### What you need to do
Take the lines from the top down to and including the one with "pl-[7.6%] font-['Noto_Sans',sans-serif] text-[83px]" and repeat them exactly. Omit images.

### Provided material

======

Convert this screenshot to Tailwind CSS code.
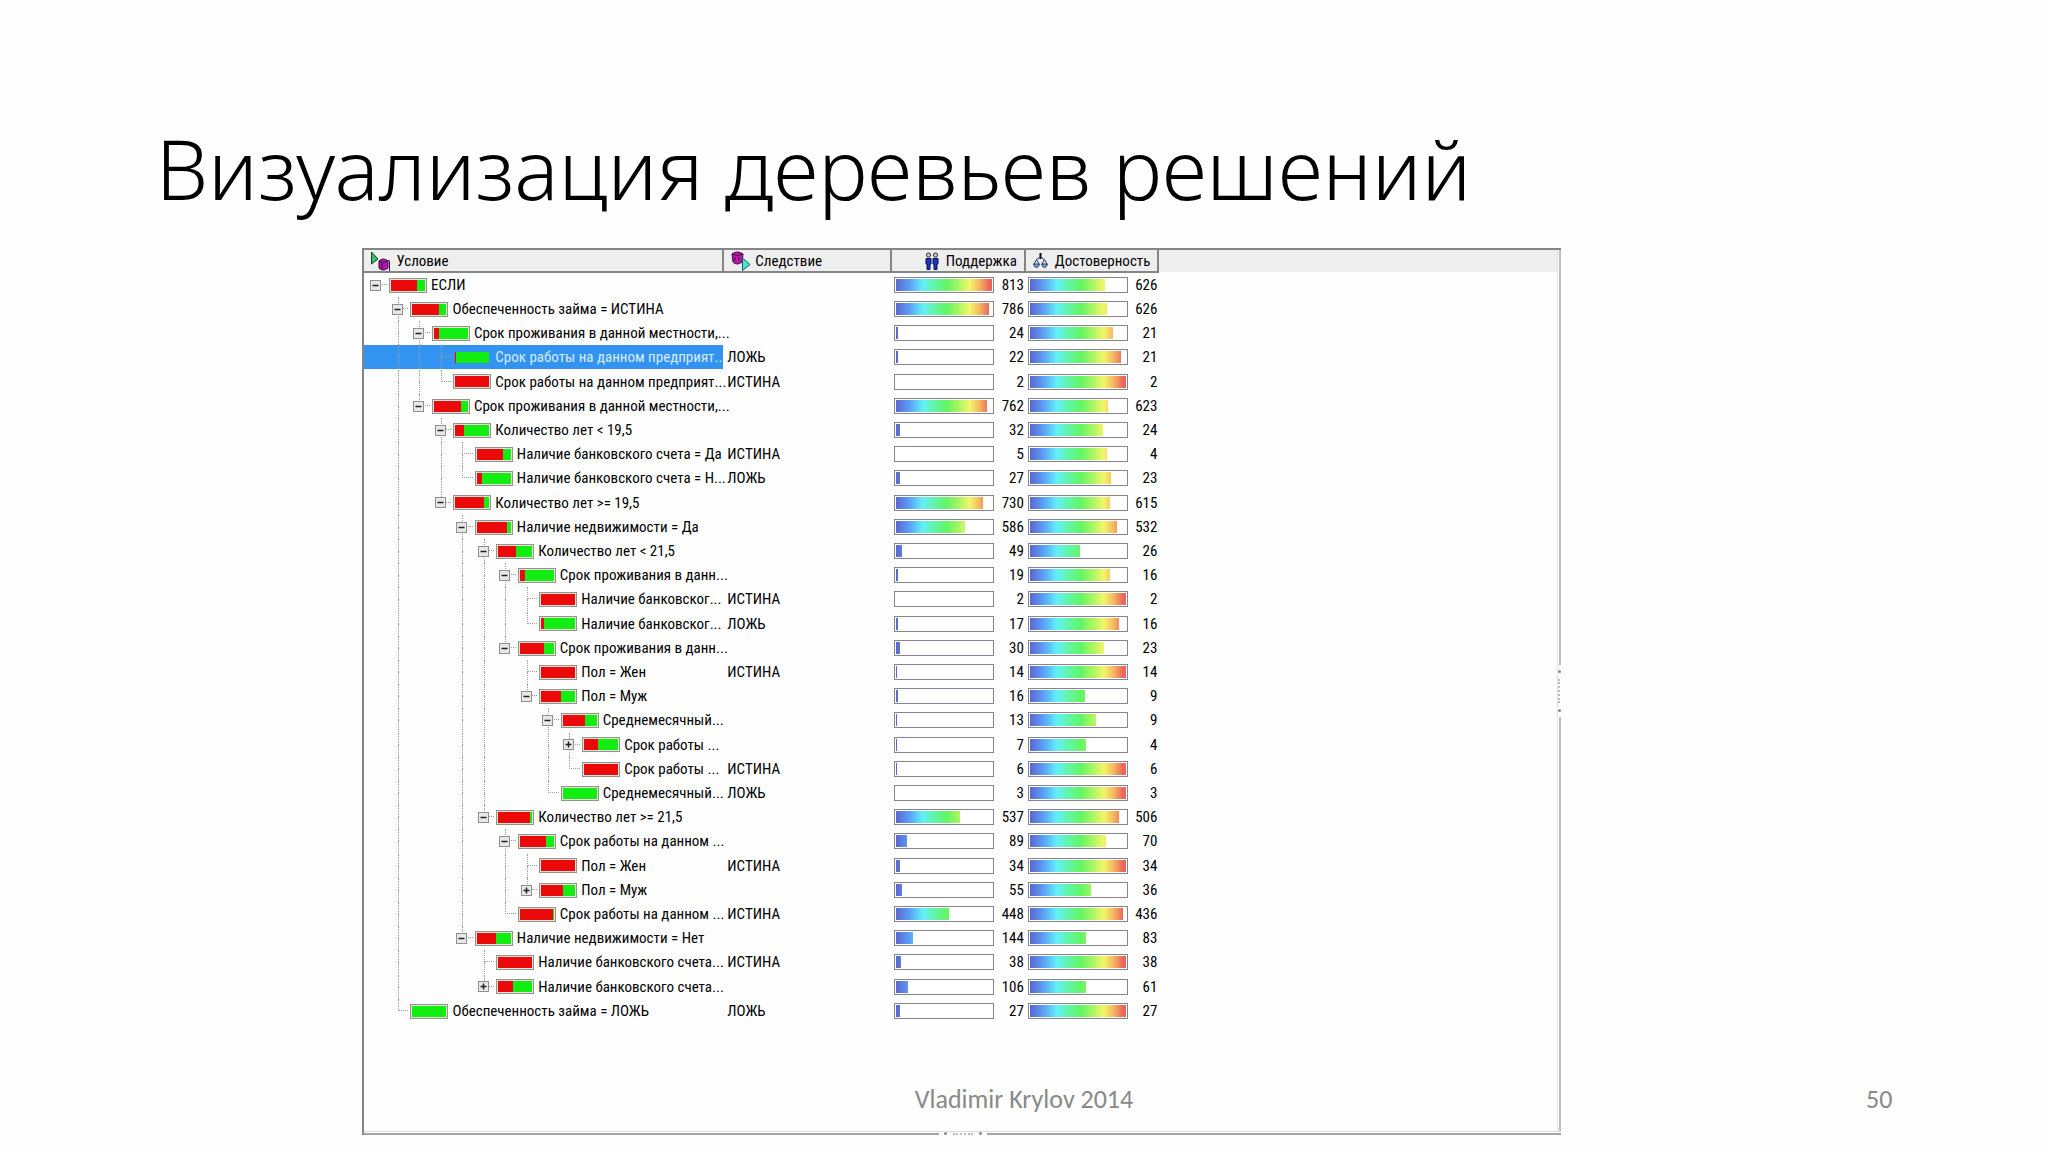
<!DOCTYPE html>
<html lang="ru">
<head>
  <meta charset="UTF-8">
  <meta name="viewport" content="width=device-width, initial-scale=1.0">
  <title>Визуализация деревьев решений</title>
  <script src="https://cdn.jsdelivr.net/npm/@tailwindcss/browser@4"></script>
</head>
<body class="bg-[#fefefe]">
  <main class="relative flex min-h-screen flex-col pt-[126px] pb-[17px] text-black">
    <h1 class="mb-[39px] pl-[7.6%] font-['Noto_Sans',sans-serif] text-[83px] leading-none font-light whitespace-nowrap">Визуализация деревьев решений</h1>

    <section class="ml-[17.7%] grid w-[58.5%] flex-1 grid-cols-[1fr_4px] grid-rows-[1fr_4px] border-t-2 border-l-2 border-[#858585] font-['Roboto_Condensed','Liberation_Sans_Narrow','Liberation_Sans',sans-serif] text-[15px] leading-5">
      <div>
        <table class="w-full table-fixed border-collapse">
          <colgroup>
            <col class="w-[30.1%]">
            <col class="w-[14.1%]">
            <col class="w-[11.2%]">
            <col class="w-[11.2%]">
            <col>
          </colgroup>
          <thead class="bg-[#eeeeee]">
            <tr class="h-[22px]">
              <th class="border-r-2 border-b-2 border-[#858585] p-0 font-normal">
                <div class="flex h-5 items-center gap-[6px] pt-px pl-[6px]">
                  <svg class="h-5 w-5" viewBox="0 0 20 20">
                    <path d="M1.500 1 L1.500 13 L8 8 Z" fill="#35c060" stroke="#14401f"/>
                    <path d="M9 10 Q13 6 18 10 L18 17 Q13 21 9 17 Z" fill="#b516b0" stroke="#3a0640"/>
                    <path d="M9 10 Q13 13 18 10 M12 12 V18 M18 9 L19.500 10 V20" fill="none" stroke="#3a0640"/>
                  </svg>
                  Условие
                </div>
              </th>
              <th class="border-r-2 border-b-2 border-[#858585] p-0 font-normal">
                <div class="flex h-5 items-center gap-1 pt-px pl-[7px]">
                  <svg class="h-5 w-5" viewBox="0 0 20 20">
                    <path d="M1 3 Q6 -1 12 3 L11 11 Q6 15 2 11 Z" fill="#c01aa8" stroke="#3a0640"/>
                    <path d="M1 3 Q6 6 12 3 M4 6 V10 M8 6 V10" fill="none" stroke="#3a0640"/>
                    <path d="M11.500 7 L19 13.500 L11.500 19.500 Z" fill="#4fe0cf" stroke="#16605c"/>
                  </svg>
                  Следствие
                </div>
              </th>
              <th class="border-r-2 border-b-2 border-[#858585] p-0 font-normal">
                <div class="flex h-5 items-center justify-end gap-[7px] pt-px pr-[7px]">
                  <svg class="h-[18px] w-[14px]" viewBox="0 0 14 18">
                    <path d="M1 6.500 H6 V12 H5 V17.500 H2 V12 H1 Z M8 6.500 H13 V12 H12 V17.500 H9 V12 H8 Z" fill="#1a35c0" stroke="#07104f"/>
                    <circle cx="3.500" cy="3" r="2" fill="#d8d8d8" stroke="#222"/>
                    <circle cx="10.500" cy="3" r="2" fill="#d8d8d8" stroke="#222"/>
                  </svg>
                  Поддержка
                </div>
              </th>
              <th class="border-r-2 border-b-2 border-[#858585] p-0 font-normal">
                <div class="flex h-5 items-center justify-end gap-[7px] pt-px pr-[7px]">
                  <svg class="h-4 w-[15px]" viewBox="0 0 15 16" fill="none" stroke="#26375c">
                    <path d="M7.500 0 V6" stroke="#111" stroke-width="2"/>
                    <path d="M3.500 6.500 L7.500 4 L11.500 6.500 M3.500 6.500 L1 11 M3.500 6.500 L6 11 M11.500 6.500 L9 11 M11.500 6.500 L14 11"/>
                    <path d="M0.500 11 H6.500 Q5.500 14.500 3.500 14.500 Q1.500 14.500 0.500 11 Z M8.500 11 H14.500 Q13.500 14.500 11.500 14.500 Q9.500 14.500 8.500 11 Z" fill="#7fa8e8"/>
                  </svg>
                  Достоверность
                </div>
              </th>
              <th></th>
            </tr>
          </thead>
          <tbody id="tree"></tbody>
        </table>
      </div>

      <!-- right splitter -->
      <div class="flex flex-col items-end border-l border-[#e2e2e2]">
        <div class="w-[2px] grow-10 bg-[#bdbdbd]"></div>
        <div class="flex h-[52px] flex-col items-center justify-center gap-[6px]">
          <span class="size-[3px] rounded-full bg-[#888]"></span>
          <span class="h-6 border-l-2 border-dotted border-[#bbb]"></span>
          <span class="size-[3px] rounded-full bg-[#888]"></span>
        </div>
        <div class="w-[2px] grow-10 bg-[#bdbdbd]"></div>
      </div>

      <!-- bottom splitter -->
      <div class="col-span-2 flex items-end border-t border-[#dcdcdc]">
        <div class="h-[2px] flex-1 bg-[#a5a5a5]"></div>
        <div class="flex h-[3px] w-12 items-center justify-center gap-[6px]">
          <span class="size-[3px] rounded-full bg-[#888]"></span>
          <span class="w-5 border-t-2 border-dotted border-[#bbb]"></span>
          <span class="size-[3px] rounded-full bg-[#888]"></span>
        </div>
        <div class="h-[2px] flex-1 bg-[#a5a5a5]"></div>
      </div>
    </section>

    <footer class="absolute inset-x-0 bottom-[37px] grid grid-cols-3 px-[7.6%] font-['Carlito','Lato',sans-serif] text-[26px] leading-8 text-[#898989]">
      <span class="col-start-2 text-center">Vladimir Krylov 2014</span>
      <span class="text-right">50</span>
    </footer>
  </main>

  <script>
    // depth, toggle, red %, condition, result, support, bar %, confidence, bar %
    const rows = [
      [0, '-', 77, 'ЕСЛИ', '', 813, 100, 626, 78],
      [1, '-', 78, 'Обеспеченность займа = ИСТИНА', '', 786, 96, 626, 80],
      [2, '-', 15, 'Срок проживания в данной местности,...', '', 24, 2, 21, 87],
      [3, '', 3, 'Срок работы на данном предприят...', 'ЛОЖЬ', 22, 2, 21, 95],
      [3, '', 100, 'Срок работы на данном предприят...', 'ИСТИНА', 2, 0, 2, 100],
      [2, '-', 80, 'Срок проживания в данной местности,...', '', 762, 94, 623, 81],
      [3, '-', 24, 'Количество лет < 19,5', '', 32, 4, 24, 76],
      [4, '', 76, 'Наличие банковского счета = Да', 'ИСТИНА', 5, 0, 4, 80],
      [4, '', 14, 'Наличие банковского счета = Н...', 'ЛОЖЬ', 27, 4, 23, 85],
      [3, '-', 83, 'Количество лет >= 19,5', '', 730, 90, 615, 83],
      [4, '-', 88, 'Наличие недвижимости = Да', '', 586, 72, 532, 91],
      [5, '-', 52, 'Количество лет < 21,5', '', 49, 6, 26, 52],
      [6, '-', 14, 'Срок проживания в данн...', '', 19, 2, 16, 83],
      [7, '', 100, 'Наличие банковског...', 'ИСТИНА', 2, 0, 2, 100],
      [7, '', 7, 'Наличие банковског...', 'ЛОЖЬ', 17, 2, 16, 93],
      [6, '-', 72, 'Срок проживания в данн...', '', 30, 4, 23, 77],
      [7, '', 100, 'Пол = Жен', 'ИСТИНА', 14, 1, 14, 100],
      [7, '-', 57, 'Пол = Муж', '', 16, 2, 9, 57],
      [8, '-', 67, 'Среднемесячный...', '', 13, 1, 9, 69],
      [9, '+', 42, 'Срок работы ...', '', 7, 1, 4, 58],
      [9, '', 100, 'Срок работы ...', 'ИСТИНА', 6, 1, 6, 100],
      [8, '', 0, 'Среднемесячный...', 'ЛОЖЬ', 3, 0, 3, 100],
      [5, '-', 93, 'Количество лет >= 21,5', '', 537, 66, 506, 93],
      [6, '-', 78, 'Срок работы на данном ...', '', 89, 11, 70, 79],
      [7, '', 100, 'Пол = Жен', 'ИСТИНА', 34, 4, 34, 100],
      [7, '+', 63, 'Пол = Муж', '', 55, 6, 36, 64],
      [6, '', 97, 'Срок работы на данном ...', 'ИСТИНА', 448, 55, 436, 97],
      [4, '-', 57, 'Наличие недвижимости = Нет', '', 144, 17, 83, 58],
      [5, '', 100, 'Наличие банковского счета...', 'ИСТИНА', 38, 5, 38, 100],
      [5, '+', 42, 'Наличие банковского счета...', '', 106, 12, 61, 58],
      [1, '', 0, 'Обеспеченность займа = ЛОЖЬ', 'ЛОЖЬ', 27, 4, 27, 100],
    ];
    const selected = 3;

    // is there another node on this level below row i, under the same parent?
    function hasNext(i, depth) {
      for (let j = i + 1; j < rows.length; j++) {
        if (rows[j][0] < depth) return false;
        if (rows[j][0] === depth) return true;
      }
      return false;
    }

    function toggle(sign) {
      if (!sign) return '';
      const plus = sign === '+' ? ' M4.5 1.500 V7.500' : '';
      return `<button type="button" aria-label="${sign === '+' ? 'Развернуть' : 'Свернуть'}" class="col-span-2 col-start-1 row-span-2 row-start-1 mr-px size-[11px] place-self-center border border-[#8f8f8f] bg-[#e8e8e8]">
        <svg class="size-[9px]" viewBox="0 0 9 9"><path d="M1.500 4.500 H7.500${plus}" stroke="#222" stroke-width="1.500" fill="none"/></svg>
      </button>`;
    }

    function slots(i, depth, sign) {
      let html = '';
      for (let d = 0; d <= depth; d++) {
        const next = d > 0 && hasNext(i, d);
        const own = d === depth;
        const up = d > 0 && (own || next) ? 'border-l' : '';
        const across = own ? 'border-b' : '';
        html += `<span class="grid h-6 w-[6%] shrink-0 grid-cols-2 grid-rows-2">
          <span class="col-start-2 row-start-1 border-dotted border-[#a0a0a0] ${up} ${across}"></span>
          <span class="col-start-2 row-start-2 border-dotted border-[#a0a0a0] ${next ? 'border-l' : ''}"></span>
          ${own ? toggle(sign) : ''}
        </span>`;
      }
      return html;
    }

    function bar(value, width) {
      return `<td class="p-0"><div class="flex items-center justify-between pr-px pl-[3px]">
        <span class="h-4 w-[100px] border border-[#85858f] bg-white p-px">
          <span class="block h-3 bg-[linear-gradient(90deg,#5b66d0,#5ba0f5_14%,#62f0f8_28%,#62f5a8_40%,#62f562_53%,#a8f562_65%,#f3f568_77%,#f5b860_87%,#ec645c_97%)] bg-[length:96px_100%] bg-no-repeat" style="width:${width}%"></span>
        </span>
        <span>${value}</span>
      </div></td>`;
    }

    document.getElementById('tree').innerHTML = rows.map(([depth, sign, red, text, result, sup, supBar, conf, confBar], i) => {
      const on = i === selected;
      return `<tr class="h-6 nth-[5n]:h-[25px]">
        <td class="p-0 ${on ? 'bg-[#3393f0] text-[#d5ecff]' : ''}"><div class="flex h-6 items-center pl-px whitespace-nowrap">
          ${slots(i, depth, sign)}
          <span class="mr-1 ml-[2px] h-[15px] w-[38px] shrink-0 border p-px ${on ? 'border-transparent' : 'border-[#8a9a8a] bg-[#f0dcd8]'}">
            <span class="flex h-[11px] bg-[#12ee12]"><span class="bg-[#ea0a0a]" style="width:${red}%"></span></span>
          </span>
          <span>${text.replace('<', '&lt;').replace('>', '&gt;')}</span>
        </div></td>
        <td class="p-0 pl-1">${result}</td>
        ${bar(sup, supBar)}
        ${bar(conf, confBar)}
        <td class="p-0"></td>
      </tr>`;
    }).join('');
  </script>
</body>
</html>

======

### Final result
Convert this screenshot to Tailwind CSS code.
<!DOCTYPE html>
<html lang="ru">
<head>
  <meta charset="UTF-8">
  <meta name="viewport" content="width=device-width, initial-scale=1.0">
  <title>Визуализация деревьев решений</title>
  <script src="https://cdn.jsdelivr.net/npm/@tailwindcss/browser@4"></script>
</head>
<body class="bg-[#fefefe]">
  <main class="relative flex min-h-screen flex-col pt-[126px] pb-[17px] text-black">
    <h1 class="mb-[39px] pl-[7.6%] font-['Noto_Sans',sans-serif] text-[83px] leading-none font-light whitespace-nowrap">Визуализация деревьев решений</h1>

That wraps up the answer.